Arrebatar en un país a la burguesía su democracia parlamentaria, su culto al libre juego económico y político de las energías individualistas, y ello de un modo definitivo, sistemático y doctrinal también —es decir, no al estilo de transitorias dictaduras reaccionarias, de esas que dejan resquicios para el futuro y a las que desde luego el buen burgués aplaude, como aquí en España aconteció con el general Primo de Rivera—, arrebatarle todo eso en la forma que lo hace el fascismo, con cierto sabor catilinario y adoración pública a los mitos de imperio, acción directa y coacción absoluta, es, no lo dude nadie, iniciar la descomposición radical de la burguesía como clase rectora y predominante. En resumen, que el espíritu burgués, y de ello trataremos en otro capitulo posterior, no respira a sus anchas en la atmósfera del fascismo, no está en él ni se mueve en su seno como el pez en el agua o el león en la selva. No está en su elemento. Esto nos conduce a extraer una consecuencia: el fascismo no es una creación de la burguesía, no es un producto de su mentalidad, ni de su cultura, ni menos de sus formas de vida.
Quizá acontece con el fascismo lo que ya apuntábamos en relación con el régimen soviético. Que son fenómenos típicos de la subversión que se empieza a desarrollar en nuestra época, y fenómenos con características de índole nada definitiva ni conclusa, sino más bien como las primeras erupciones, anunciadoras de algo aun sin sobrevenir.

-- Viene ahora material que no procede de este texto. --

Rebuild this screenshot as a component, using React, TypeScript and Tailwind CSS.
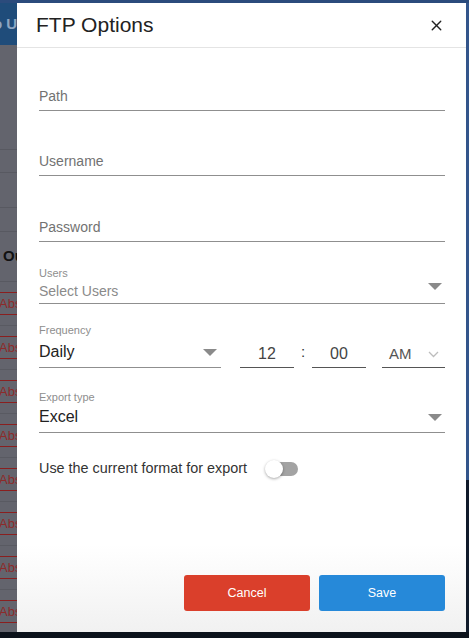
import { X } from 'lucide-react'

const font = { fontFamily: '"Liberation Sans", Arial, sans-serif' }

function Caret({ className = '' }: { className?: string }) {
  return (
    <svg width="14" height="7" viewBox="0 0 14 7" className={className}>
      <polygon points="0,0 14,0 7,7" fill="#8a8a8a" />
    </svg>
  )
}

function TextField({ label, className = '' }: { label: string; className?: string }) {
  return (
    <div className={`flex h-[31px] items-end border-b border-[#8f8f8f] pb-[4px] ${className}`}>
      <span className="text-[14px] leading-[20px] text-[#727272]">{label}</span>
    </div>
  )
}

// dimmed page behind the dialog, only a sliver shows on the left
function PageSliver() {
  const rows = [0, 1, 2, 3, 4, 5, 6, 7]
  return (
    <div className="flex w-[17px] shrink-0 flex-col overflow-hidden bg-[#63646d]">
      <div className="flex h-[42px] shrink-0 items-center bg-[#1f4c7a]">
        <span className="ml-[-7px] whitespace-nowrap text-[15px] font-bold text-[#8da6c2]">o U</span>
      </div>
      <div className="h-[105px] shrink-0 border-b border-[#585961]" />
      <div className="h-[23px] shrink-0 border-b border-[#585961]" />
      <div className="h-[35px] shrink-0 border-b border-[#585961]" />
      <div className="h-[24px] shrink-0 border-b border-[#585961]" />
      <div className="flex h-[50px] shrink-0 items-center border-b border-[#585961] pl-[3px]">
        <span className="whitespace-nowrap text-[15px] font-bold text-[#111]">Ou</span>
      </div>
      <div className="flex shrink-0 flex-col pt-[10px]">
        {rows.map((r) => (
          <div key={r} className="flex h-[44px] shrink-0 flex-col">
            <div className="flex h-[23px] items-center border-y border-[#8a1f1f]">
              <span className="ml-[-1px] whitespace-nowrap text-[13px] text-[#8e2a2a]">Abs</span>
            </div>
            <div className="mt-[10px] border-b border-[#595a62]" />
          </div>
        ))}
      </div>
    </div>
  )
}

export default function App() {
  return (
    <div className="flex h-[638px] w-[469px] flex-col overflow-hidden bg-[#0c121b]" style={font}>
      <div className="h-[3px] shrink-0 bg-[#2b4b7c]" />
      <div className="flex h-[629px] shrink-0">
        <PageSliver />

        <div className="flex w-[449px] shrink-0 flex-col rounded-br-[6px] bg-white">
          <div className="flex h-[45px] shrink-0 items-center justify-between border-b border-[#e4e4e4] pl-[19px] pr-[21px]">
            <h2 className="text-[21px] leading-[26px] text-[#222]">FTP Options</h2>
            <X size={17} strokeWidth={1.9} className="text-[#222]" />
          </div>

          <div className="flex flex-1 flex-col bg-gradient-to-b from-white from-85% to-[#f1f1f1] pb-[21px] pl-[22px] pr-[21px]">
            <TextField label="Path" className="mt-[32px]" />
            <TextField label="Username" className="mt-[34px]" />
            <TextField label="Password" className="mt-[35px]" />

            <div className="mt-[25px] flex flex-col border-b border-[#8f8f8f] pb-[3px]">
              <span className="text-[11px] leading-[13px] text-[#8e8e8e]">Users</span>
              <div className="mt-[2px] flex items-start justify-between">
                <span className="text-[14px] leading-[18px] text-[#8a8a8a]">Select Users</span>
                <Caret className="mr-[3px] mt-[1px]" />
              </div>
            </div>

            <div className="mt-[20px] flex items-end">
              <div className="flex w-[182px] flex-col border-b border-[#8f8f8f] pb-[5px]">
                <span className="text-[11px] leading-[13px] text-[#8e8e8e]">Frequency</span>
                <div className="mt-[5px] flex items-center justify-between">
                  <span className="text-[16px] leading-[20px] text-[#222]">Daily</span>
                  <Caret className="mr-[4px]" />
                </div>
              </div>
              <div className="ml-[19px] flex w-[54px] justify-center border-b border-[#555] pb-[3px]">
                <span className="text-[16px] leading-[20px] text-[#444]">12</span>
              </div>
              <div className="flex w-[18px] justify-center pb-[6px]">
                <span className="text-[15px] leading-[20px] text-[#333]">:</span>
              </div>
              <div className="flex w-[54px] justify-center border-b border-[#555] pb-[3px]">
                <span className="text-[16px] leading-[20px] text-[#444]">00</span>
              </div>
              <div className="ml-[16px] flex w-[63px] items-center justify-between border-b border-[#555] pb-[3px] pl-[7px] pr-[6px]">
                <span className="text-[15px] leading-[20px] text-[#555]">AM</span>
                <svg width="11" height="7" viewBox="0 0 11 7">
                  <polyline points="1,1 5.5,5.5 10,1" fill="none" stroke="#bdbdbd" strokeWidth="1.3" />
                </svg>
              </div>
            </div>

            <div className="mt-[23px] flex flex-col border-b border-[#8f8f8f] pb-[5px]">
              <span className="text-[11px] leading-[13px] text-[#8e8e8e]">Export type</span>
              <div className="mt-[3px] flex items-center justify-between">
                <span className="text-[16px] leading-[20px] text-[#222]">Excel</span>
                <Caret className="mr-[3px]" />
              </div>
            </div>

            <div className="mt-[26px] flex h-[20px] items-center">
              <span className="text-[14.4px] text-[#333]">Use the current format for export</span>
              <div className="ml-[18px] flex items-center">
                <div className="z-10 h-[18px] w-[18px] rounded-full bg-white shadow-[0_1px_3px_rgba(0,0,0,0.35)]" />
                <div className="ml-[-15px] h-[14px] w-[30px] rounded-full bg-[#a3a3a3]" />
              </div>
            </div>

            <div className="mt-auto flex justify-end gap-[9px]">
              <button className="h-[36px] w-[126px] rounded-[3px] bg-[#da3f2b] text-[12.5px] text-white">
                Cancel
              </button>
              <button className="h-[36px] w-[126px] rounded-[3px] bg-[#2689d9] text-[12.5px] text-white">
                Save
              </button>
            </div>
          </div>
        </div>

        <div className="flex flex-1 flex-col">
          <div className="h-[477px] bg-[#33558b]" />
          <div className="flex-1 bg-[#101a2a]" />
        </div>
      </div>
    </div>
  )
}
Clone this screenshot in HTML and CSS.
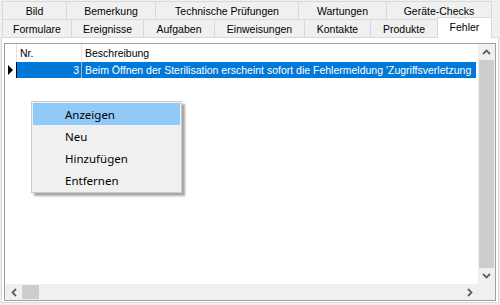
FILE: index.html
```html
<!DOCTYPE html>
<html lang="de">

<head>
    <meta charset="UTF-8">
    <title>Fehler</title>
    <link rel="stylesheet" href="styles.css">
</head>

<body>
    <div class="tabctl">
        <div class="tab-row">
            <div class="tab" style="width: 65px">Bild</div>
            <div class="tab" style="width: 90px">Bemerkung</div>
            <div class="tab" style="width: 144px">Technische Prüfungen</div>
            <div class="tab" style="width: 89px">Wartungen</div>
            <div class="tab" style="width: 106px">Geräte-Checks</div>
        </div>
        <div class="tab-row">
            <div class="tab" style="width: 70px">Formulare</div>
            <div class="tab" style="width: 73px">Ereignisse</div>
            <div class="tab" style="width: 72px">Aufgaben</div>
            <div class="tab" style="width: 91px">Einweisungen</div>
            <div class="tab" style="width: 67px">Kontakte</div>
            <div class="tab" style="width: 68px">Produkte</div>
            <div class="tab active" style="width: 55px">Fehler</div>
        </div>

        <div class="panel">
            <div class="grid">
                <div class="grid-body">
                    <div class="row head">
                        <div class="cell rowhead"></div>
                        <div class="cell nr">Nr.</div>
                        <div class="cell desc">Beschreibung</div>
                    </div>
                    <div class="row selected">
                        <div class="cell rowhead">
                            <svg width="5" height="10" viewBox="0 0 5 10"><path d="M0 0 L5 5 L0 10 Z" fill="#000"/></svg>
                        </div>
                        <div class="cell nr num">3</div>
                        <div class="cell desc">Beim Öffnen der Sterilisation erscheint sofort die Fehlermeldung 'Zugriffsverletzung</div>
                    </div>
                </div>

                <div class="vscroll">
                    <div class="arrow">
                        <svg width="9" height="6" viewBox="0 0 9 6"><path d="M1 5 L4.5 1.5 L8 5" fill="none" stroke="#606060" stroke-width="1.8"/></svg>
                    </div>
                    <div class="thumb"></div>
                    <div class="arrow">
                        <svg width="9" height="6" viewBox="0 0 9 6"><path d="M1 1 L4.5 4.5 L8 1" fill="none" stroke="#606060" stroke-width="1.8"/></svg>
                    </div>
                </div>

                <div class="hscroll">
                    <div class="arrow">
                        <svg width="6" height="9" viewBox="0 0 6 9"><path d="M5 1 L1.5 4.5 L5 8" fill="none" stroke="#606060" stroke-width="1.8"/></svg>
                    </div>
                    <div class="thumb"></div>
                    <div class="track"></div>
                    <div class="arrow">
                        <svg width="6" height="9" viewBox="0 0 6 9"><path d="M1 1 L4.5 4.5 L1 8" fill="none" stroke="#606060" stroke-width="1.8"/></svg>
                    </div>
                </div>

                <div class="corner"></div>
            </div>
        </div>
    </div>

    <!-- Kontextmenü -->
    <div class="menu">
        <div class="item hover">Anzeigen</div>
        <div class="item">Neu</div>
        <div class="item">Hinzufügen</div>
        <div class="item">Entfernen</div>
    </div>
</body>

</html>
```

FILE: styles.css
```css
body {
    margin: 0;
    padding: 0;
    width: 500px;
    height: 305px;
    overflow: hidden;
    background: #f0f0f0;
    font-family: "Liberation Sans", Arial, sans-serif;
    font-size: 10.5px;
    color: #000;
    position: relative;
}

.tabctl {
    height: 305px;
    padding: 1px 1px 2px 1px;
    box-sizing: border-box;
    display: flex;
    flex-direction: column;
}

.tab-row {
    display: flex;
    align-items: flex-end;
    height: 18px;
    margin-left: 1px;
}

.tab {
    height: 18px;
    box-sizing: border-box;
    border: 1px solid #d9d9d9;
    border-bottom: none;
    margin-right: -1px;
    background: #f0f0f0;
    display: flex;
    align-items: center;
    justify-content: center;
    padding-top: 1px;
    white-space: nowrap;
}

.tab.active {
    height: 21px;
    margin-bottom: -1px;
    margin-top: -3px;
    background: #fff;
    align-items: flex-start;
    padding-top: 3px;
    position: relative;
    z-index: 1;
}

.panel {
    flex: 1;
    background: #fff;
    border: 1px solid #d9d9d9;
    padding: 5px 2px 1px 2px;
    display: flex;
}

.grid {
    flex: 1;
    border: 1px solid #a0a0a0;
    display: grid;
    grid-template-columns: 1fr 17px;
    grid-template-rows: 1fr 16px;
    background: #fff;
}

.grid-body {
    overflow: hidden;
}

.row {
    display: flex;
}

.row.head {
    height: 18px;
}

.row.selected {
    height: 16px;
}

.cell {
    box-sizing: border-box;
    display: flex;
    align-items: center;
    white-space: nowrap;
    overflow: hidden;
}

.rowhead {
    width: 12px;
    border-right: 1px solid #e3e3e3;
    justify-content: center;
}

.nr {
    width: 65px;
    padding-left: 3px;
    border-right: 1px solid #e3e3e3;
}

.desc {
    flex: 1;
    padding-left: 3px;
}

.selected .rowhead {
    border-right: 1px solid #000;
}

.selected .nr,
.selected .desc {
    background: #0078d7;
    color: #fff;
}

.selected .nr {
    border-right: 1px solid #9ab8d8;
}

.selected .desc {
    margin-right: 2px;
}

.num {
    justify-content: flex-end;
    padding-right: 2px;
}

.vscroll {
    background: #f0f0f0;
    display: flex;
    flex-direction: column;
}

.vscroll .arrow {
    height: 16px;
    display: flex;
    align-items: center;
    justify-content: center;
}

.vscroll .thumb {
    flex: 1;
    background: #cdcdcd;
    margin: 0 1px;
}

.hscroll {
    background: #f0f0f0;
    display: flex;
}

.hscroll .arrow {
    width: 17px;
    display: flex;
    align-items: center;
    justify-content: center;
}

.hscroll .thumb {
    width: 17px;
    background: #cdcdcd;
    margin: 1px 0;
}

.hscroll .track {
    flex: 1;
}

.corner {
    background: #f0f0f0;
}

.menu {
    position: absolute;
    left: 31px;
    top: 101px;
    width: 151px;
    box-sizing: border-box;
    padding: 1px;
    background: #f0f0f0;
    border: 1px solid #cccccc;
    box-shadow: 3px 3px 2px rgba(0, 0, 0, 0.35);
    font-family: "Noto Sans", "Open Sans", sans-serif;
    font-size: 11.5px;
}

.item {
    height: 22px;
    padding-left: 32px;
    display: flex;
    align-items: center;
}

.item.hover {
    background: #91c9f7;
}
```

Por eso, abundan en ellos contradicciones que no se presentan nunca en sistemas definitivos, acabados y perfectos. Así resulta que el marxismo, doctrina internacional y extraña en absoluto a la idea de Patria, salva a Rusia «nacionalmente», fenómeno por lo menos tan extraño como el de nacer un almendro donde se hubiese hecho la siembra de un naranjo. Y que el fascismo italiano, victorioso contra los «proletarios», y en muchos aspectos —no el menor en el de su financiación— aupado por la gran burguesía, tenga que ser quien busque el robustecimiento de su Estado en la adhesión y la colaboración de los trabajadores.